Here is what Pauline found in her first year:

  1. She knows she is a teacher because she cares that students get it right.
  2. Grammar has to make its way back into the high school curriculum.
  3. Writing teachers need to be writers.
  4. Standardized testing has ruined education.
  5. Some students need to take a year (at least) off before going to college.
  6. Vocational school needs to be a bigger and more respectable option for graduating high school students.
  7. Parents should encourage their kids who are not ready for a 4-year school to go to a community college for at least 1 year.
  8. Parents need to know when to help and when to let their kids learn it ‘the hard way.’
  9. People are dealing with a lot of crap in their lives.
  10. Learning to write well is one of the most rewarding skills we can acquire!

As I ponder my past and present experiences with students, and although I wholeheartedly agree with everything Pauline has said here, I particularly carry the flag for numbers 2 and 10. Students come to college without grammar skills. It starts with punctuation, or rather, lack-there-of.

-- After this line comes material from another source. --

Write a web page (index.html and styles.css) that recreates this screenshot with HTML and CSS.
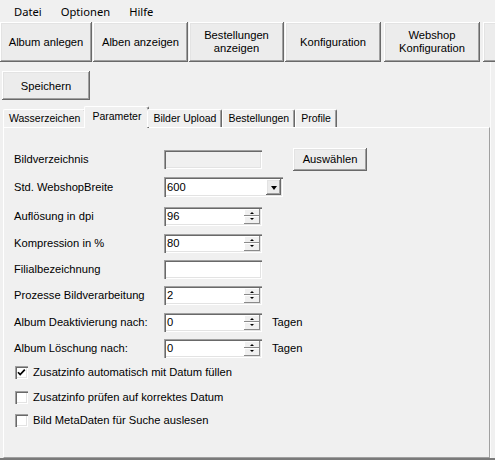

Comma usage causes immediate panic and either students place them all over the page—and I mean ALL over,  or they are nowhere to be found.  Forget colons and semicolons – students have not a clue what these are let alone how they should be used.  Sentence structure is also a major issue: fragments, run-ons and comma splices abound. I dare not use the technical terminology for fear of watching eyes glaze, so I constantly seek clever and simple ways to teach the concepts without the scary labels.

Second for me is the thrill of learning to write well. I was an English nerd dating back to elementary school. I loved diagramming sentences (my students today don’t even know what this is), writing essays and poems, and taking those grammar tests that my friends detested. As the nerd, I always got the A while many of my friends struggled  for a C. A or C, the thing about it back then was we cared about whether we could write. English as a subject was a big deal and perfection was realistically sought after – the nuns made sure of it.

All of what Pauline says is true. Not only do students come to college never having diagrammed a sentence, they know none of the terms that were drilled into us back when: participle, present perfect, compound complex sentence or even past, present and future verb tenses. Admittedly, I don’t think the terms are important, but what I do think is imperative is that students know how to place a comma, write a correct sentence and construct a decently written message.

After all, this is the age when it’s not who you see or speak with that counts (though I fully believe these should also count), it’s how you write that determines your image – good or bad. Imagine: if writing skills continue to deteriorate, then no one will be able to recognize or care about quality in the written word. Where will that then leave us as a civilization?